■ **AIM OF THE TASK**
Extract the lines of the material below, beginning with the first and ending with the line that holds "import React from". Skip every picture.

┌────────

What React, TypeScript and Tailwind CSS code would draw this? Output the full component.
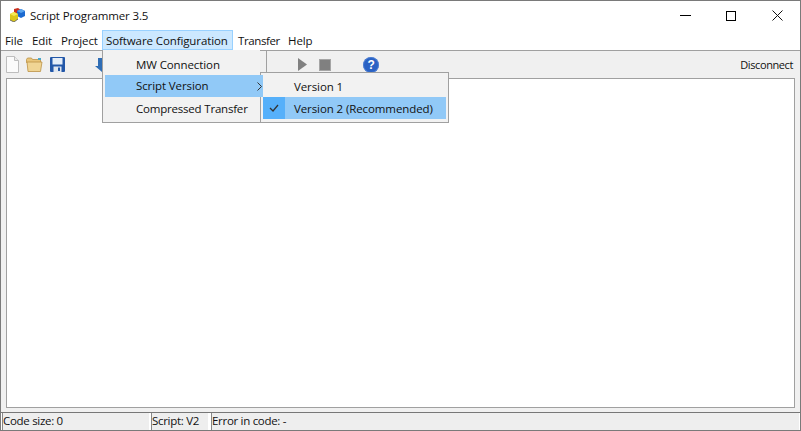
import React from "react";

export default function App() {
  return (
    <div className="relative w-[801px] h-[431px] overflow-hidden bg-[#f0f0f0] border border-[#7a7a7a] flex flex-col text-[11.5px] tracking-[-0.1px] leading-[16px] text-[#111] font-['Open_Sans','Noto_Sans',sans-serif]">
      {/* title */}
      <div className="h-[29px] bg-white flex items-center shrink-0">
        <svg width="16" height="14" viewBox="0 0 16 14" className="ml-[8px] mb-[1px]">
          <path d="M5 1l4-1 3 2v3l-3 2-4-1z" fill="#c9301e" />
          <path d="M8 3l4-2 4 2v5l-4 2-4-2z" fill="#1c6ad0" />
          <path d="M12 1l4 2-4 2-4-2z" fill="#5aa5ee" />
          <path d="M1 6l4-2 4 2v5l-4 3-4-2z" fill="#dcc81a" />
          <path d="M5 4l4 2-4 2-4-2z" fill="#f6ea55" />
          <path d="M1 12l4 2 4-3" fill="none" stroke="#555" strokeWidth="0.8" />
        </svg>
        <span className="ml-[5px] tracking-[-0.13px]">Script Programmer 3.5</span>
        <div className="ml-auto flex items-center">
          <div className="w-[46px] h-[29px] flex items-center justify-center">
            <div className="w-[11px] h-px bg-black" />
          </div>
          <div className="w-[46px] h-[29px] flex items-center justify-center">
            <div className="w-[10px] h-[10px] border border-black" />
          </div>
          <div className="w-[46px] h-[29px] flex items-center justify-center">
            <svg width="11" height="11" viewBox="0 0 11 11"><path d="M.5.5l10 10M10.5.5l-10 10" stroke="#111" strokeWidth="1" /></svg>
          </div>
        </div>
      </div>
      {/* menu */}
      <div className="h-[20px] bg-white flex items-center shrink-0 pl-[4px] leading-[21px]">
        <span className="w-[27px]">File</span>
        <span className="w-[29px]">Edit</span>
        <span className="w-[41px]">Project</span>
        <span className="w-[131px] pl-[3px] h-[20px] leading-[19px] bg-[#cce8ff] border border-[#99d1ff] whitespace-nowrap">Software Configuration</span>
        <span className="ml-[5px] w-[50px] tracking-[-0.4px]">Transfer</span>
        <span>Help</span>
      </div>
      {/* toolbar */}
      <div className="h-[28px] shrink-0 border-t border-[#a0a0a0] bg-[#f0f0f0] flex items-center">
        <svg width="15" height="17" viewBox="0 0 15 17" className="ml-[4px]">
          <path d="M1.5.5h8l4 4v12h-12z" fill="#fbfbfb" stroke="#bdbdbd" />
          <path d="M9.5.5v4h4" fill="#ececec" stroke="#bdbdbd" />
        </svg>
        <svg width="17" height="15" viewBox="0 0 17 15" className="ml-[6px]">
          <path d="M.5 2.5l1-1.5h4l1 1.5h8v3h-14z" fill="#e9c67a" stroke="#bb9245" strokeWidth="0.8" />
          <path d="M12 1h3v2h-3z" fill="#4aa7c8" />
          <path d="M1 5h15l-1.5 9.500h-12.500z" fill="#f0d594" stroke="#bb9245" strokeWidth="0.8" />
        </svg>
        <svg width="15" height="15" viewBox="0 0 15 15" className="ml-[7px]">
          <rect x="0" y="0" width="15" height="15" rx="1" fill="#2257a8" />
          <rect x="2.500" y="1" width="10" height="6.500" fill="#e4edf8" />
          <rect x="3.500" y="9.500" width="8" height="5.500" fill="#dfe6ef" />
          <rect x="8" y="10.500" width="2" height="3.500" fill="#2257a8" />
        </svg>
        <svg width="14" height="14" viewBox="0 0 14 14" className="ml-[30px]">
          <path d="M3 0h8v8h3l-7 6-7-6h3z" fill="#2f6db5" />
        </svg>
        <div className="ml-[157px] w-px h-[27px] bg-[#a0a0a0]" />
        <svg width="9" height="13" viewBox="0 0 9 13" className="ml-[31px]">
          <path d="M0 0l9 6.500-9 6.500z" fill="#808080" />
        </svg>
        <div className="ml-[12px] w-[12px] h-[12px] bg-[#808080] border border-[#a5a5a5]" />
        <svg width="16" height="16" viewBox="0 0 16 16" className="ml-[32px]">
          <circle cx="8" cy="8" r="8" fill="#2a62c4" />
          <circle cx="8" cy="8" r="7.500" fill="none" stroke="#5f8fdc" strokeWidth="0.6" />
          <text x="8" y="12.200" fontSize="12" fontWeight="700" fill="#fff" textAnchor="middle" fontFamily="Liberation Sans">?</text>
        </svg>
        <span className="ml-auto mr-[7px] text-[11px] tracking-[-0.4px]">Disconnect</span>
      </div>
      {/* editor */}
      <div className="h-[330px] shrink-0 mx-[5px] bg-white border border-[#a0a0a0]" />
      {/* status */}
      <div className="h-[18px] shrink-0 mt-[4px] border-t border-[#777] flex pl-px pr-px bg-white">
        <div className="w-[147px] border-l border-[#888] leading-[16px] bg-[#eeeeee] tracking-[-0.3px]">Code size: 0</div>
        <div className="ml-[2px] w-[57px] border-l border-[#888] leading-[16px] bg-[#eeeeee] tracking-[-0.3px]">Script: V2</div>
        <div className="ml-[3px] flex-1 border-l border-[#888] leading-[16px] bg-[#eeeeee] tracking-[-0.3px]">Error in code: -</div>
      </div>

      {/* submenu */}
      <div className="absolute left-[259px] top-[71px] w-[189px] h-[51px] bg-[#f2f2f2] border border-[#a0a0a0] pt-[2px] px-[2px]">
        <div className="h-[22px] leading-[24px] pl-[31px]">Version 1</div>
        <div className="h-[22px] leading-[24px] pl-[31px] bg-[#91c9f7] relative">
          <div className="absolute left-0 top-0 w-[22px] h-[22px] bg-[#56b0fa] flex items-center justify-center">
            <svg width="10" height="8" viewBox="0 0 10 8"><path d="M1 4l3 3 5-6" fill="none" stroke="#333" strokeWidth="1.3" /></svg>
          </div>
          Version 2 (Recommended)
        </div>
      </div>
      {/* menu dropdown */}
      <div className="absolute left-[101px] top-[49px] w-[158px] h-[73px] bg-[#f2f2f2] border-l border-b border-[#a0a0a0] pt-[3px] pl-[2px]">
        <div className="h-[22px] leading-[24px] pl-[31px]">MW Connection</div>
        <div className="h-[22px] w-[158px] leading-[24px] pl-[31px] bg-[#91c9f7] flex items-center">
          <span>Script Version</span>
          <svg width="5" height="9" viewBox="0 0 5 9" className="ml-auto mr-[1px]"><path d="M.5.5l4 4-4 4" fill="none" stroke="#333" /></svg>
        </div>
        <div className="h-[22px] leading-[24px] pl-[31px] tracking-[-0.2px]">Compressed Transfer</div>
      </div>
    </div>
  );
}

└────────

■ **IN RESPONSE**
What React, TypeScript and Tailwind CSS code would draw this? Output the full component.
import React from "react";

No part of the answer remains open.